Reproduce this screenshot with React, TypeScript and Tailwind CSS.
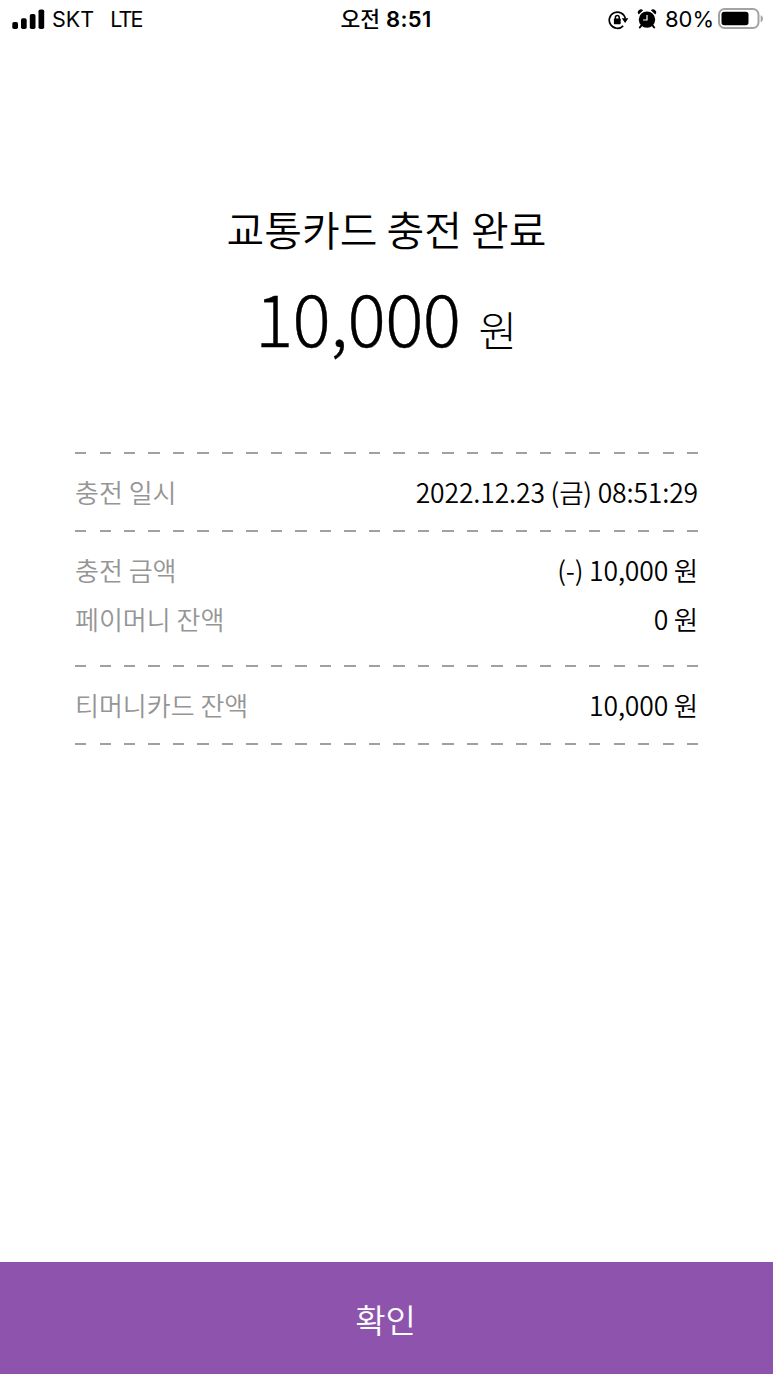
import React from 'react';

export default function App() {
  return (
    <div className="flex h-[1374px] w-[773px] flex-col bg-white font-['Noto_Sans_CJK_KR',sans-serif] text-black">
      <StatusBar />
      <main className="flex flex-1 flex-col px-[75px] pt-[159px]">
        <h1 className="text-center text-[41px] font-[350] leading-[60px]">교통카드 충전 완료</h1>
        <div className="mt-[8px] flex h-[100px] items-baseline justify-center whitespace-nowrap pr-[1px] leading-[100px]">
          <span className="text-[71.5px] font-light tracking-[-0.6px] [-webkit-text-stroke:0.4px_black]">10,000</span>
          <span className="ml-[18px] text-[42px] font-light">원</span>
        </div>

        <section className="mt-[86px]">
          <Divider />
          <div className="py-[14px]">
            <Row label="충전 일시" value="2022.12.23 (금) 08:51:29" />
          </div>
          <Divider />
          <div className="flex h-[133px] flex-col gap-[1px] pt-[14px]">
            <Row label="충전 금액" value="(-) 10,000 원" />
            <Row label="페이머니 잔액" value="0 원" />
          </div>
          <Divider />
          <div className="py-[14px]">
            <Row label="티머니카드 잔액" value="10,000 원" />
          </div>
          <Divider />
        </section>
      </main>
      <button className="h-[112px] w-full bg-[#8e54ad] pr-[2px] pt-[4px] text-[33px] font-[350] text-white">
        확인
      </button>
    </div>
  );
}

function Row({ label, value }: { label: string; value: string }) {
  return (
    <div className="flex h-[48px] items-center justify-between leading-[48px]">
      <span className="text-[26px] font-[350] text-[#959595]">{label}</span>
      <span className="text-[26.5px] font-[350] tracking-[-0.16px]">{value}</span>
    </div>
  );
}

function Divider() {
  return (
    <div className="h-[2px] w-[624px] bg-[repeating-linear-gradient(to_right,#a0a0a0_0_11px,transparent_11px_24.5px)]" />
  );
}

function StatusBar() {
  return (
    <header className="grid h-[39px] grid-cols-3 items-center font-['Inter','Noto_Sans_CJK_KR',sans-serif] text-[21px] leading-[39px]">
      <div className="flex items-center pl-[12px]">
        <SignalIcon />
        <span className="ml-[7px] text-[21.5px]">SKT</span>
        <span className="ml-[16px] text-[21.5px] tracking-[-1.8px]">LTE</span>
      </div>
      <div className="pr-[1px] text-center">
        <span className="text-[21.5px] font-medium">오전</span>
        <span className="ml-[6px] text-[22px] font-semibold tracking-[0.3px]">8:51</span>
      </div>
      <div className="flex items-center justify-end pr-[9px]">
        <RotationLockIcon />
        <AlarmIcon />
        <span className="ml-[8px] text-[22px]">80%</span>
        <BatteryIcon />
      </div>
    </header>
  );
}

function SignalIcon() {
  return (
    <svg className="-mt-[2px]" width="33" height="20" viewBox="0 0 33 20">
      <rect x="0.3" y="13" width="5.7" height="7" rx="1.8" />
      <rect x="9" y="9.3" width="5.7" height="10.7" rx="1.8" />
      <rect x="17.8" y="5" width="5.7" height="15" rx="1.8" />
      <rect x="26.5" y="0.5" width="5.7" height="19.5" rx="1.8" />
    </svg>
  );
}

function RotationLockIcon() {
  return (
    <svg width="21" height="20" viewBox="0 0 21 20" fill="none">
      <path d="M15.2 15.8A8.1 8.1 0 1 1 17.3 8.5" stroke="#000" strokeWidth="1.7" />
      <path d="M13.8 8.2h6.6l-3.3 4.8z" fill="#000" />
      <rect x="5.9" y="8.6" width="6.8" height="5.6" rx="0.7" fill="#000" />
      <path d="M7.4 9.3V7.4a1.9 1.9 0 0 1 3.8 0v1.9" stroke="#000" strokeWidth="1.5" />
    </svg>
  );
}

function AlarmIcon() {
  return (
    <svg className="ml-[8px] -mt-[2px]" width="20" height="20" viewBox="0 0 20 20" fill="none">
      <circle cx="10" cy="10.6" r="8.2" fill="#000" />
      <path d="M1.7 5.4a3 3 0 0 1 4.4-4.1zM18.3 5.4a3 3 0 0 0-4.4-4.1z" fill="#000" />
      <path d="M4.3 16.6l-1.5 1.9M15.7 16.6l1.5 1.9" stroke="#000" strokeWidth="2" strokeLinecap="round" />
      <path d="M10 6v5H6" stroke="#fff" strokeWidth="1.2" />
    </svg>
  );
}

function BatteryIcon() {
  return (
    <svg className="-mt-[1px] ml-[4px]" width="46" height="22" viewBox="0 0 46 22">
      <rect x="1" y="1" width="39.5" height="19" rx="5.5" fill="none" stroke="#a3a3a3" strokeWidth="2" />
      <rect x="3.5" y="3.7" width="27" height="13.6" rx="2.8" />
      <path d="M42.7 7.3c3 1.2 3 5.7 0 7z" fill="#a3a3a3" />
    </svg>
  );
}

WHAT YOU WILL DO:
Pick each line holding the word "React" out of the listing.

SOLUTION TO THIS TASK:
Reproduce this screenshot with React, TypeScript and Tailwind CSS.
import React from 'react';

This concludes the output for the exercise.